Types of Child Insurance Plan
You may find several types of child insurance products in the market. All plans are not alike, and they differ according to the insurance companies. The following types of insurance plans are available in India:
1. Single Premium Plans
In this plan, the buyer has to pay a lump sum amount while purchasing the policy.
2. Regular Premium Plans
In this plan, the premiums are paid annually until the child becomes 18 years old. After this, amount is paid back, by the insurer, in instalments for 4 years.
The policy covers also the parent’s life. The premiums get waived off, and the policy is run by the insurer until maturity, in case of parent’s death, before the maturity of the plan. Therefore, in case of the demise of the parent, the child gets a sum assured; otherwise, you can take out the money whenever required.
3. Endowment Plans
These plans entirely depend on the performance of the insurer. The value of your funds grows if the insurance company gives you a share of the profit, earned by it. Don’t expect remarkable returns from such plans.

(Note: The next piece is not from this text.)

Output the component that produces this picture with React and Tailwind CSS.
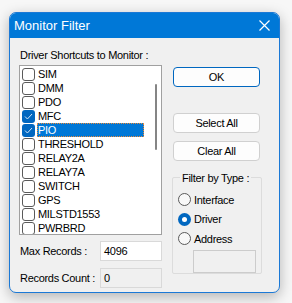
const drivers = [
  { name: "SIM" },
  { name: "DMM" },
  { name: "PDO" },
  { name: "MFC", checked: true },
  { name: "PIO", checked: true, selected: true },
  { name: "THRESHOLD" },
  { name: "RELAY2A" },
  { name: "RELAY7A" },
  { name: "SWITCH" },
  { name: "GPS" },
  { name: "MILSTD1553" },
  { name: "PWRBRD" },
];

function CheckBox({ checked }) {
  if (checked) {
    return (
      <div className="w-[13px] h-[13px] shrink-0 rounded-[3px] bg-[#0067c0] flex items-center justify-center">
        <svg width="9" height="7" viewBox="0 0 9 7">
          <path d="M1 3.5 L3.4 6 L8 1" fill="none" stroke="#cfe3f5" strokeWidth="1" />
        </svg>
      </div>
    );
  }
  return <div className="w-[13px] h-[13px] shrink-0 rounded-[3px] border border-[#5a5a5a] bg-white" />;
}

function Radio({ label, checked }) {
  return (
    <div className="flex items-center h-[19.5px]">
      {checked ? (
        <div className="w-[13px] h-[13px] rounded-full bg-[#0067c0] flex items-center justify-center">
          <div className="w-[5px] h-[5px] rounded-full bg-white" />
        </div>
      ) : (
        <div className="w-[13px] h-[13px] rounded-full border border-[#5a5a5a] bg-[#f8f8f8]" />
      )}
      <span className="ml-[3px]">{label}</span>
    </div>
  );
}

function Btn({ children, primary, className = "" }) {
  return (
    <div
      className={`h-[20px] w-[87px] rounded-[4px] flex items-center justify-center bg-[#fdfdfd] ${
        primary ? "border-[1.5px] border-[#0067c0]" : "border border-[#d0d0d0]"
      } ${className}`}
    >
      {children}
    </div>
  );
}

export default function App() {
  return (
    <div
      className="w-[292px] h-[303px] bg-[#f7f7f7] pt-[12px] pl-[9px] text-[11px] tracking-[-0.3px] whitespace-nowrap text-black leading-[14px]"
      style={{ fontFamily: '"Liberation Sans", Arial, sans-serif' }}
    >
      <div className="w-[271px] h-[281px] rounded-[7px] border border-[#1b79d6] bg-[#f0f0f0] overflow-hidden shadow-[0_4px_14px_rgba(0,0,0,0.28)]">
        {/* Title bar */}
        <div className="h-[25px] bg-[#0078d7] flex items-center justify-between pl-[4px] pr-[9px] text-white text-[13px] tracking-normal">
          <span>Monitor Filter</span>
          <svg width="11" height="11" viewBox="0 0 11 11">
            <path d="M0.5 0.5 L10.5 10.5 M10.5 0.5 L0.5 10.5" stroke="white" strokeWidth="1.2" />
          </svg>
        </div>

        <div className="flex pl-[9px]">
          {/* Left column */}
          <div className="w-[143px]">
            <div className="mt-[10px] pl-[1px] h-[14px]">Driver Shortcuts to Monitor :</div>
            <div className="mt-[3px] h-[170px] border border-[#a0a0a0] bg-white flex overflow-hidden">
              <div className="flex-1 pl-[2px] pt-[1px]">
                {drivers.map((d) => (
                  <div key={d.name} className="h-[14px] flex items-center">
                    <CheckBox checked={d.checked} />
                    <span
                      className={`ml-[2px] h-[14px] flex items-center pl-[1px] ${
                        d.selected
                          ? "w-[107px] bg-[#0078d7] text-white outline-dotted outline-1 outline-[#e98a3a] -outline-offset-1"
                          : ""
                      }`}
                    >
                      {d.name}
                    </span>
                  </div>
                ))}
              </div>
              <div className="w-[10px] pt-[18px] flex justify-center">
                <div className="w-[2px] h-[66px] rounded-full bg-[#858585]" />
              </div>
            </div>
            <div className="mt-[6px] h-[20px] flex items-center">
              <span className="w-[81px] pl-[1px]">Max Records :</span>
              <div className="flex-1 h-[20px] bg-white border border-[#d9d9d9] flex items-center pl-[3px]">4096</div>
            </div>
            <div className="mt-[7px] h-[20px] flex items-center">
              <span className="w-[81px] pl-[1px]">Records Count :</span>
              <div className="flex-1 h-[20px] bg-[#f0f0f0] border border-[#d9d9d9] flex items-center pl-[3px]">0</div>
            </div>
          </div>

          {/* Right column */}
          <div className="ml-[10px] w-[90px] flex flex-col">
            <Btn primary className="mt-[29px] ml-[1px]">OK</Btn>
            <Btn className="mt-[26px] ml-[1px]">Select All</Btn>
            <Btn className="mt-[8px] ml-[1px]">Clear All</Btn>
            <div className="mt-[10px] relative h-[103px]">
              <div className="absolute left-0 right-0 top-[6px] bottom-0 border border-[#dcdcdc] rounded-[2px]" />
              <div className="relative ml-[8px] px-[2px] w-fit bg-[#f0f0f0] h-[14px]">Filter by Type :</div>
              <div className="relative mt-[5px] pl-[6px] flex flex-col">
                <Radio label="Interface" />
                <Radio label="Driver" checked />
                <Radio label="Address" />
                <div className="ml-[15px] mt-[1px] w-[63px] h-[23px] border border-[#cccccc] bg-[#f0f0f0]" />
              </div>
            </div>
          </div>
        </div>
      </div>
    </div>
  );
}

4. Child ULIPs (Unit Linked Insurance Plans)
Child ULIPs take advantage of equity investment. The risk associated with these plans can be reduced by sticking with them for a longer time. You have to pay high entry charges for purchasing these plans. The value of the money invested, remains less in the initial years and increases later. As these plans take advantage of long term investing, returns are always better.
What Points to Keep in Mind While Investing in Child Insurance Plan?
- The time, when you need the return.
- The rate of inflation, when you need the money.
- The charges associated with the plan.
- Check the terms and conditions of the policy well before investing in it.
- Always compare various insurance companies to find the best policy.
Steps in Buying the Insurance Plan
Step 1- Depending on when your kid requires the funds decide on the term of the plan.
Step 2– Compute the sum of money required.
Step 3- Choose ULIPs, if you want to invest for a longer duration (more than 8-10 years).
Step 4– Choose endowment plans if you want to invest for a short duration (less than 8-10 years).
Step 5– Consult with your financial planner to decide on the amount of life cover required.
Step 6– Before finalizing any policy compare different plans and select the superlative plan.
If you have not purchased any policy for your child, buy it soon and get relieve from all worries about your kid’s future.